Single digit turnaround time in claims settlement operations from bank takeover was achieved for all banks closed during the year, with average turnaround time at 8 days.

PDIC, as liquidator, completed 78 final projects of distribution (POD) for closed banks. POD refers to the specific distribution plan of a closed bank's assets and is submitted to the Liquidation Court for approval.

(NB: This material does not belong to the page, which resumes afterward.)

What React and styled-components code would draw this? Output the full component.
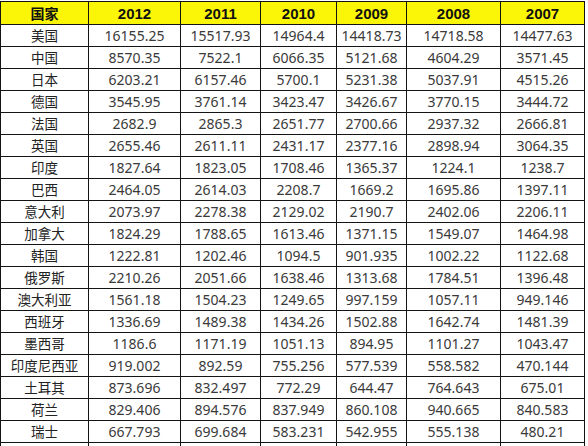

Additional amendments took place in PDIC in 2009. The PDIC Charter was amended with the passage of Republic Act No. 9576 that took effect on June 1, 2009. The most significant provisions were:

- Increase in the maximum deposit insurance coverage from ₱250,000 to ₱500,000
- Grant of the flexibility to adjust the maximum deposit insurance coverage in case of a condition that threatens the monetary and financial stability of the banking system, subject to the approval by the President of the Philippines
- Grant of institutional and financial strengthening measures to mitigate moral hazard and beef up the Deposit Insurance Fund

During the year, the PDIC laid the foundation for new initiatives aimed at invigorating the banking sector, particularly rural banks, through the Strengthening Program for Rural Banks funded at ₱5 billion and the support program, the Investor-Investee Helpdesk.

The PDIC adopted the Corporate Governance Code and implemented the Citizen's Charter.

President Jose C. Nograles was elected to the Executive Council of International Association of Deposit Insurers.

=== 2020s ===
Effective March 15, 2025, the maximum deposit insurance coverage provided by the PDIC has been increased from ₱500,000.00 to ₱1,000,000.00 per depositor per bank. The increase in the maximum deposit insurance coverage was approved by the PDIC Board of Directors to provide enhanced protection and more confidence for the depositing public.